Watch It Now: Da 5 Bloods

Watch It Now: Da 5 Bloods


At a time when 11% of the US population was African American, 32% of troops sent to Vietnam were black. They were underserved when they returned and, ever since, their stories have been under-represented by Hollywood. Spike Lee is here to put that right, with a spectacular, genre-busting Netflix Original that draws a link between present events and past ones.
What’s The Story?

Last year, Spike Lee won an Oscar for BlacKkKlansman. That film finished with a powerful montage tribute to Heather Heyer, a counter-protester killed at a white nationalist rally in 2017 – four decades on from the events in the movie. Lee was challenging his audience to ask how much has changed. With Da 5 Bloods, the veteran director picks up where he left off, with an emotive collage of real-life protests from the Vietnam War era, starting with Muhammad Ali raising his objections.

Like BlacKkKlansman, which followed an African American policeman infiltrating the Ku Klux Klan, Da 5 Bloods has a faintly farcical premise. Four black veterans are heading to Vietnam to collect the remains of Stormin’ Norman, their squad leader who never came back. As they’re out there, they also hope to recover a stash of gold they hid last time they passed through.

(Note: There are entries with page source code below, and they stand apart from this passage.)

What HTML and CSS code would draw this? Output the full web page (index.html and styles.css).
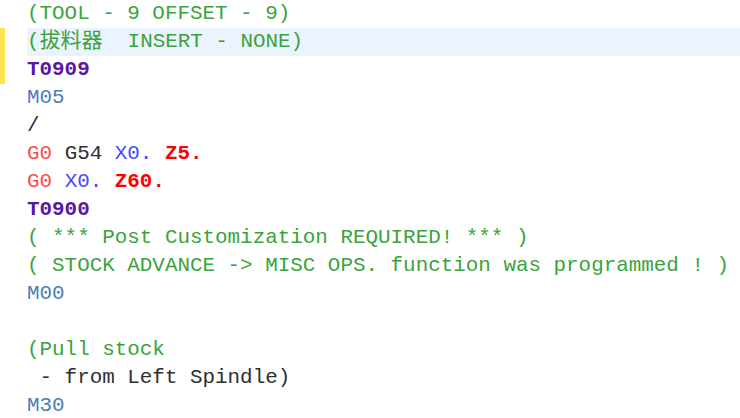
FILE: index.html
```html
<!DOCTYPE html>
<html>
<head>
<meta charset="utf-8">
<link rel="stylesheet" href="styles.css">
</head>
<body>
<div class="editor">
  <div class="gutter"><div class="mark"></div></div>
  <div class="code">
    <div class="line"><span class="c">(TOOL - 9 OFFSET - 9)</span></div>
    <div class="line current"><span class="c">(<span class="cjk">拔料器</span>  INSERT - NONE)</span></div>
    <div class="line"><span class="t">T0909</span></div>
    <div class="line"><span class="m">M05</span></div>
    <div class="line"><span class="d">/</span></div>
    <div class="line"><span class="g">G0</span> <span class="d">G54</span> <span class="x">X0.</span> <span class="z">Z5.</span></div>
    <div class="line"><span class="g">G0</span> <span class="x">X0.</span> <span class="z">Z60.</span></div>
    <div class="line"><span class="t">T0900</span></div>
    <div class="line"><span class="c">( *** Post Customization REQUIRED! *** )</span></div>
    <div class="line"><span class="c">( STOCK ADVANCE -&gt; MISC OPS. function was programmed ! )</span></div>
    <div class="line"><span class="m">M00</span></div>
    <div class="line"></div>
    <div class="line"><span class="c">(Pull stock</span></div>
    <div class="line"><span class="d"> - from Left Spindle)</span></div>
    <div class="line"><span class="m">M30</span></div>
  </div>
</div>
</body>
</html>
```
FILE: styles.css
```css
html, body {
  margin: 0;
  padding: 0;
  background: #ffffff;
}
.editor {
  display: flex;
  width: 740px;
  height: 418px;
  overflow: hidden;
}
.gutter {
  width: 27px;
  flex: none;
}
.mark {
  margin-top: 28px;
  width: 5px;
  height: 56px;
  background: #fde34f;
}
.code {
  flex: 1;
  font-family: "Liberation Mono", "Noto Sans CJK SC", monospace;
  font-size: 20.9px;
}
.line {
  height: 28px;
  line-height: 28px;
  white-space: pre;
  color: #333333;
}
.current {
  background: #eaf3fe;
}
.cjk {
  font-family: "Noto Sans CJK SC", sans-serif;
  font-size: 21px;
  line-height: 0;
}
.c { color: #3ba33b; }
.m { color: #4a7db9; }
.t { color: #5a17a4; font-weight: bold; }
.d { color: #2e2e2e; }
.g { color: #ff4a4a; }
.x { color: #4646ff; }
.z { color: #ff0000; font-weight: bold; }
```
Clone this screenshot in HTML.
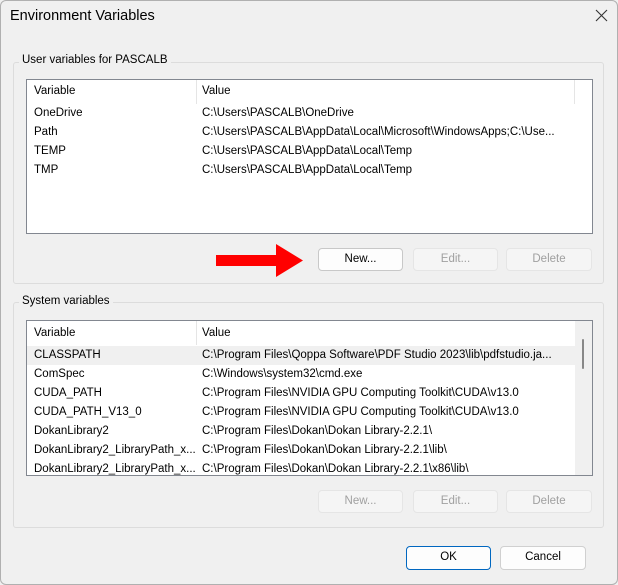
<!DOCTYPE html>
<html><head><meta charset="utf-8"><style>
*{box-sizing:border-box;margin:0;padding:0}
body{width:618px;height:585px;background:#f0f0f0;font-family:"Liberation Sans",sans-serif;font-size:11.5px;color:#000;position:relative;overflow:hidden}
.a{position:absolute}
.title{left:10px;top:8px;font-size:14.5px}
.grp{border:1px solid #dcdcdc;border-radius:3px}
.lbl{background:#f0f0f0;padding:0 3px}
.list{background:#fff;border:1px solid #828790;overflow:hidden}
.t{position:absolute;white-space:nowrap}
.btn{position:absolute;border:1px solid #d0d0d0;border-radius:4px;background:#fdfdfd;text-align:center;line-height:20px;height:23px}
.dis{background:#f5f5f5;border-color:#e5e5e5;color:#a0a0a0}
.div{position:absolute;top:0;height:24px;width:1px;background:#e5e5e5}
</style></head><body>
<div class="a" style="left:0;top:0;width:618px;height:585px;border:1px solid #b0b0b0;border-radius:6px"></div>
<div class="a title">Environment Variables</div>
<svg class="a" style="left:595px;top:9px" width="13" height="13"><path d="M1 1L12 12M12 1L1 12" stroke="#333" stroke-width="1.1"/></svg>

<div class="a grp" style="left:13px;top:62px;width:591px;height:222px"></div>
<div class="a lbl" style="left:19px;top:54px">User variables for PASCALB</div>
<div class="a list" style="left:26px;top:79px;width:567px;height:155px">
<div class="div" style="left:169px"></div><div class="div" style="left:547px"></div>
<div class="t" style="left:7px;top:5px">Variable</div><div class="t" style="left:175px;top:5px">Value</div>
<div class="t" style="left:7px;top:27px">OneDrive</div><div class="t" style="left:175px;top:27px">C:\Users\PASCALB\OneDrive</div>
<div class="t" style="left:7px;top:46px">Path</div><div class="t" style="left:175px;top:46px">C:\Users\PASCALB\AppData\Local\Microsoft\WindowsApps;C:\Use...</div>
<div class="t" style="left:7px;top:65px">TEMP</div><div class="t" style="left:175px;top:65px">C:\Users\PASCALB\AppData\Local\Temp</div>
<div class="t" style="left:7px;top:84px">TMP</div><div class="t" style="left:175px;top:84px">C:\Users\PASCALB\AppData\Local\Temp</div>
</div>
<svg class="a" style="left:216px;top:244px" width="88" height="33"><path d="M0 11H60V0L87 16.5L60 33V22H0Z" fill="#f00"/></svg>
<div class="btn" style="left:318px;top:248px;width:85px;border-color:#c8c8c8">New...</div>
<div class="btn dis" style="left:413px;top:248px;width:85px">Edit...</div>
<div class="btn dis" style="left:506px;top:248px;width:86px">Delete</div>

<div class="a grp" style="left:13px;top:302px;width:591px;height:226px"></div>
<div class="a lbl" style="left:19px;top:295px">System variables</div>
<div class="a list" style="left:26px;top:320px;width:567px;height:156px">
<div class="div" style="left:169px"></div>
<div class="a" style="left:548px;top:0;width:17px;height:156px;background:#f0f0f0"></div>
<div class="a" style="left:555px;top:18px;width:2px;height:30px;background:#888;border-radius:1px"></div>
<div class="a" style="left:0;top:25px;width:548px;height:19px;background:#f0f0f0"></div>
<div class="t" style="left:7px;top:6px">Variable</div><div class="t" style="left:175px;top:6px">Value</div>
<div class="t" style="left:7px;top:28px">CLASSPATH</div><div class="t" style="left:175px;top:28px">C:\Program Files\Qoppa Software\PDF Studio 2023\lib\pdfstudio.ja...</div>
<div class="t" style="left:7px;top:47px">ComSpec</div><div class="t" style="left:175px;top:47px">C:\Windows\system32\cmd.exe</div>
<div class="t" style="left:7px;top:66px">CUDA_PATH</div><div class="t" style="left:175px;top:66px">C:\Program Files\NVIDIA GPU Computing Toolkit\CUDA\v13.0</div>
<div class="t" style="left:7px;top:85px">CUDA_PATH_V13_0</div><div class="t" style="left:175px;top:85px">C:\Program Files\NVIDIA GPU Computing Toolkit\CUDA\v13.0</div>
<div class="t" style="left:7px;top:104px">DokanLibrary2</div><div class="t" style="left:175px;top:104px">C:\Program Files\Dokan\Dokan Library-2.2.1\</div>
<div class="t" style="left:7px;top:123px">DokanLibrary2_LibraryPath_x...</div><div class="t" style="left:175px;top:123px">C:\Program Files\Dokan\Dokan Library-2.2.1\lib\</div>
<div class="t" style="left:7px;top:142px">DokanLibrary2_LibraryPath_x...</div><div class="t" style="left:175px;top:142px">C:\Program Files\Dokan\Dokan Library-2.2.1\x86\lib\</div>
</div>
<div class="btn dis" style="left:318px;top:490px;width:85px">New...</div>
<div class="btn dis" style="left:413px;top:490px;width:85px">Edit...</div>
<div class="btn dis" style="left:506px;top:490px;width:86px">Delete</div>

<div class="btn" style="left:406px;top:546px;width:85px;height:24px;border:1.5px solid #0067c0;line-height:21px">OK</div>
<div class="btn" style="left:500px;top:546px;width:86px;height:24px;line-height:21px">Cancel</div>
</body></html>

As always seems to happen with buried treasure, it’s more curse than blessing. The mission to retrieve a fallen hero – and claim the reparations he said they were rightfully owed – reopens some old wounds. War film, heist movie, gorefest, urgent social commentary – at different points, Da 5 Bloods is all of those things. There’s humour and violence but, underneath everything, there’s a can’t-miss message about the Vietnam War, the society that sanctioned it, and the society today that hasn’t learned its lessons from history.

"There’s humour and violence but, underneath everything, there’s a can’t-miss message."
Who Are The Stars?

The biggest name is the one on the back of the director’s chair, but there’s serious talent in front of the camera too. Two of the Bloods, Clarke Peters and Isiah Whitlock Jr, will be known to fans of The Wire as Lestor Freamon and Senator Clay Davis respectively. Paul is Delroy Lindo, who spent the 80s in theatre, then a lot of the 90s in Spike Lee films (Malcolm X, Crooklyn, Clockers). Eddie is Norm Lewis, another Tony-nominated theatre actor.

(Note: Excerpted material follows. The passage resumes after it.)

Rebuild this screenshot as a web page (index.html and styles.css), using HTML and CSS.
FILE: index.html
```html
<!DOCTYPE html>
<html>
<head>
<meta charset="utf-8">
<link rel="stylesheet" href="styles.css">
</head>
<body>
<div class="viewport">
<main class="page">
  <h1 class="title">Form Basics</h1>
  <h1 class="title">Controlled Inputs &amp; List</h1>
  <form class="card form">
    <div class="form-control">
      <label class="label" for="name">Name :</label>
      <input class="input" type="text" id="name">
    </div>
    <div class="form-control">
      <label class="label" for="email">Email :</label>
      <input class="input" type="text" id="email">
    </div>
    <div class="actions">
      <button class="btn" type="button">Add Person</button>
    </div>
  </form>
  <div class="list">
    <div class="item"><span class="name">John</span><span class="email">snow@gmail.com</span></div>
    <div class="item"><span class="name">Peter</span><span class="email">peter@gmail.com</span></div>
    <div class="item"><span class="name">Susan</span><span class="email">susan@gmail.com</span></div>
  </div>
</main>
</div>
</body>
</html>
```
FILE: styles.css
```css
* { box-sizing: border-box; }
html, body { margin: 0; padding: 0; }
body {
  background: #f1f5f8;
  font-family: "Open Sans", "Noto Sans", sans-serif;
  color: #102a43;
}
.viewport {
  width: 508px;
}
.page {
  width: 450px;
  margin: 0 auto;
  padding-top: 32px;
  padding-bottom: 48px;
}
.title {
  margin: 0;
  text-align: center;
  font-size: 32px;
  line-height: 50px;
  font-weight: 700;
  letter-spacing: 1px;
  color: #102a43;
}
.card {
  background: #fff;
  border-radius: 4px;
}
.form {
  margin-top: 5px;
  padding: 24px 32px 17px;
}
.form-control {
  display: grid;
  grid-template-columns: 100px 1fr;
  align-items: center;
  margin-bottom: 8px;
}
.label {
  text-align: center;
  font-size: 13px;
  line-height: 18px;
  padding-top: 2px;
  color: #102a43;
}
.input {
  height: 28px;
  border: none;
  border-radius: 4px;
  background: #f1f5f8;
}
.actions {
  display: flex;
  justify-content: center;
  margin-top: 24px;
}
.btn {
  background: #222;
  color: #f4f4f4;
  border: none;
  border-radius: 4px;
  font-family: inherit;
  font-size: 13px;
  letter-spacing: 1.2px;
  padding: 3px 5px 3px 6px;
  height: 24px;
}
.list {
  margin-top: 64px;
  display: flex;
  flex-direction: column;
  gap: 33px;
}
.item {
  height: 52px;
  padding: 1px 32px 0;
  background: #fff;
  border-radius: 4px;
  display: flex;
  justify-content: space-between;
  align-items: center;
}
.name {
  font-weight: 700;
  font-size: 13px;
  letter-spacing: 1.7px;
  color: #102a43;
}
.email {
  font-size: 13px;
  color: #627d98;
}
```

Each man plays his character in the present day but also in the flashbacks to their tour of duty. Set against that other recent Netflix Original The Irishman, in which older actors were digitally de-aged, Lee’s approach is jarring at first, but makes sense: these are men whose lives have been defined by their service in Vietnam.

More than any of them, it is Paul who has been unable to move on from the war. Even before he pulls out a Make America Great Again cap, he is troubled enough that his son, David, has followed him back out to Vietnam. Though that might just be a pretext for a son who craves the paternal love he has never been given. David is Jonathan Majors, the about-to-get-big lead in upcoming HBO series Lovecraft Country.

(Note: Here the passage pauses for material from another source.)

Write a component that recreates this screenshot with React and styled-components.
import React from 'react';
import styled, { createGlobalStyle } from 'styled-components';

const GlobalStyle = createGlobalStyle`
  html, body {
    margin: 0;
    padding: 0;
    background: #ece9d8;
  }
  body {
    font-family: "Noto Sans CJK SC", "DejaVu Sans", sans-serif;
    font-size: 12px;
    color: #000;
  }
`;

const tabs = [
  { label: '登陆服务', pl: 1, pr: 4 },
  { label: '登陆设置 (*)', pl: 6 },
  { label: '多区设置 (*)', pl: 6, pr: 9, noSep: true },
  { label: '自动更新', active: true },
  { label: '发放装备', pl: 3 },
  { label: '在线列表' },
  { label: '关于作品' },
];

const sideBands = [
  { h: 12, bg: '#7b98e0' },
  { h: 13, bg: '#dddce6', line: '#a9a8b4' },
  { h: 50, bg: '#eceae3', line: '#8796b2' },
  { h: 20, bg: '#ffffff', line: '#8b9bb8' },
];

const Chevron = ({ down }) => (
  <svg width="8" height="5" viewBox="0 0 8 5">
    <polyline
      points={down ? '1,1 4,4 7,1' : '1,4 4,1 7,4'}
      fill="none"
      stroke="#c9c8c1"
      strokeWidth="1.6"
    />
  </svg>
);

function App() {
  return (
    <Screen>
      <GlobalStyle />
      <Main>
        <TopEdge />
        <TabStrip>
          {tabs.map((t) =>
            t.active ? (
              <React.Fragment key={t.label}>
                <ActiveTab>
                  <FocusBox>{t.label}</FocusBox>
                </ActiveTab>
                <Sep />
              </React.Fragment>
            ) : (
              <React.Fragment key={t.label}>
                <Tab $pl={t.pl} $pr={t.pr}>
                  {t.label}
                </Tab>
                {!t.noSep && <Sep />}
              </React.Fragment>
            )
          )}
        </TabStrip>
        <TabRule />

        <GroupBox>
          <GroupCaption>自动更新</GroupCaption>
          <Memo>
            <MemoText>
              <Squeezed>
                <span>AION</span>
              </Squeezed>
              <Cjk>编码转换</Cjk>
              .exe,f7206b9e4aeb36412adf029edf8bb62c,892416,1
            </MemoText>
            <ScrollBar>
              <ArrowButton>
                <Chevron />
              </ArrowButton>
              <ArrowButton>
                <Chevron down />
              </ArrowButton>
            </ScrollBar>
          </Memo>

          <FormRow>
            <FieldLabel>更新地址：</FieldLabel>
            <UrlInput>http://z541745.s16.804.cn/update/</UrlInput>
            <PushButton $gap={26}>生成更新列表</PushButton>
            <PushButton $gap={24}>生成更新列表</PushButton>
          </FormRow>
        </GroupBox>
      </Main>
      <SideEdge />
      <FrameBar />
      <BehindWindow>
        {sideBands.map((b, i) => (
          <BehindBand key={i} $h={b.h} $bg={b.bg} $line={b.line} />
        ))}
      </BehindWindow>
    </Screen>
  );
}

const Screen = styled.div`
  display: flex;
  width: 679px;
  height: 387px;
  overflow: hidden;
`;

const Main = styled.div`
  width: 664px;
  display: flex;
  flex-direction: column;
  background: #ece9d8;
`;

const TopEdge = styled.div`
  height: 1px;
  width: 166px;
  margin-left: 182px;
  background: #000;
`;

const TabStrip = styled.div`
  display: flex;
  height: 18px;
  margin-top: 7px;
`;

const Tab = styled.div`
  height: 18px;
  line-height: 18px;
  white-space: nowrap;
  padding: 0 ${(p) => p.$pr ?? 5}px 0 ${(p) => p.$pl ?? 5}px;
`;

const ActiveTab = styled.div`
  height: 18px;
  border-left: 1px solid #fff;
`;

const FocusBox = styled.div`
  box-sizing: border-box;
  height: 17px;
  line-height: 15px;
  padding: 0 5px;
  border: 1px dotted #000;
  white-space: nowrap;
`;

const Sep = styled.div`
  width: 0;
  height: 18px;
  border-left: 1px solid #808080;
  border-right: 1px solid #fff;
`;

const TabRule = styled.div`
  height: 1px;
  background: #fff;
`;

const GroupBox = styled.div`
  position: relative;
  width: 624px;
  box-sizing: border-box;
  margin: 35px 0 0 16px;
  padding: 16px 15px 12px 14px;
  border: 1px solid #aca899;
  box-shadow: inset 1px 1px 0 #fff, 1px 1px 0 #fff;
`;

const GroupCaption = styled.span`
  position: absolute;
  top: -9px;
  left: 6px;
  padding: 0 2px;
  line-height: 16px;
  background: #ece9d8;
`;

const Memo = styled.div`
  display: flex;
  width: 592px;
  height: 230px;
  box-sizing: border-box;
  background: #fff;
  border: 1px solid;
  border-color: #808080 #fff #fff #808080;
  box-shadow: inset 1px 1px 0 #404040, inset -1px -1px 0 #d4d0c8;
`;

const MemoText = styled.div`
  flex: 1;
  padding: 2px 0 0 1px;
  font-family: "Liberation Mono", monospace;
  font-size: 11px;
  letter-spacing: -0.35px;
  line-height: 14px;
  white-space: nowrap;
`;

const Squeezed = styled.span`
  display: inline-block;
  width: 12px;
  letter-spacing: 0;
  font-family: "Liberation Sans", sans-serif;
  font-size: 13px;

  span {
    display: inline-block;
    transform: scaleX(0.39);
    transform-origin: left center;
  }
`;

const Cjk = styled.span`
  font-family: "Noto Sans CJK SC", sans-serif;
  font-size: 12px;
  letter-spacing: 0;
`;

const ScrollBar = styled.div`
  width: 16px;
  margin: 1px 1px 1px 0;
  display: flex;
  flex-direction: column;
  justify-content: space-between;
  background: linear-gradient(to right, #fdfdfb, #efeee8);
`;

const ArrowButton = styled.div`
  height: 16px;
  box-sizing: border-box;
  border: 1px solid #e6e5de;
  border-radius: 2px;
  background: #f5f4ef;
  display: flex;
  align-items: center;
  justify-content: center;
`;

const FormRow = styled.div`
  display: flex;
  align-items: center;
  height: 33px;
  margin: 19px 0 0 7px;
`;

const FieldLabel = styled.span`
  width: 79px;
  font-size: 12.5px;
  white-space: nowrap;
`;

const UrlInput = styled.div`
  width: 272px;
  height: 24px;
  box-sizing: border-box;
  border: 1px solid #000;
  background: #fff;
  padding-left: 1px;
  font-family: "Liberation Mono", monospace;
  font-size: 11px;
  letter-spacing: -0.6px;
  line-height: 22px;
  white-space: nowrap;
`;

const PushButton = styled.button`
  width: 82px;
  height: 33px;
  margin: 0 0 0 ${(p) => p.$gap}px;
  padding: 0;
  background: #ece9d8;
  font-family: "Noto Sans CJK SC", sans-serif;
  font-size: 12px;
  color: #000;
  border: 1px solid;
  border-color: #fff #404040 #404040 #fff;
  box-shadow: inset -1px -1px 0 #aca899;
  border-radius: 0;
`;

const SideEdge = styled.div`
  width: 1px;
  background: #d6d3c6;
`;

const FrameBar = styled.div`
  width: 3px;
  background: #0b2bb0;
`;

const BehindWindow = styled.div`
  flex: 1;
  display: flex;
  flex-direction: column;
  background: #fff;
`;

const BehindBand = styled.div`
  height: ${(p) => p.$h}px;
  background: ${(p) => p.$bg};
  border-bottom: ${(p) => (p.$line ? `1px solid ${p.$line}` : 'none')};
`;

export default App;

As Stormin’ Norman in the flashbacks, Black Panther’s Chadwick Boseman shows he can do real-life hero as well as superhero. Jean Reno plays a sweaty Frenchman through whom the Bloods are planning to fence their gold. And then there’s Marvin Gaye.

Da 5 Bloods opens with ‘Inner City Blues (Make Me Wanna Holler)’ and eventually calls on six tracks from What’s Going On, Gaye’s concept album about a black veteran returning from Vietnam to an unjust America. Some are sung by the Bloods together; some are sung by just one of them; some are pared back to Gaye’s own a cappella vocal track. All are indelible.


Who’s It For?

The black American experience has rarely been the focus of Vietnam War movies. Dead Presidents had a go in the 90s but is now widely forgotten, despite being a very good film. With Black Lives Matter protests making waves across the world, and Netflix’s vast audience still semi-captive under lockdown, Da 5 Bloods won’t land so quietly. And rightly so – it deserves to be seen, and heard.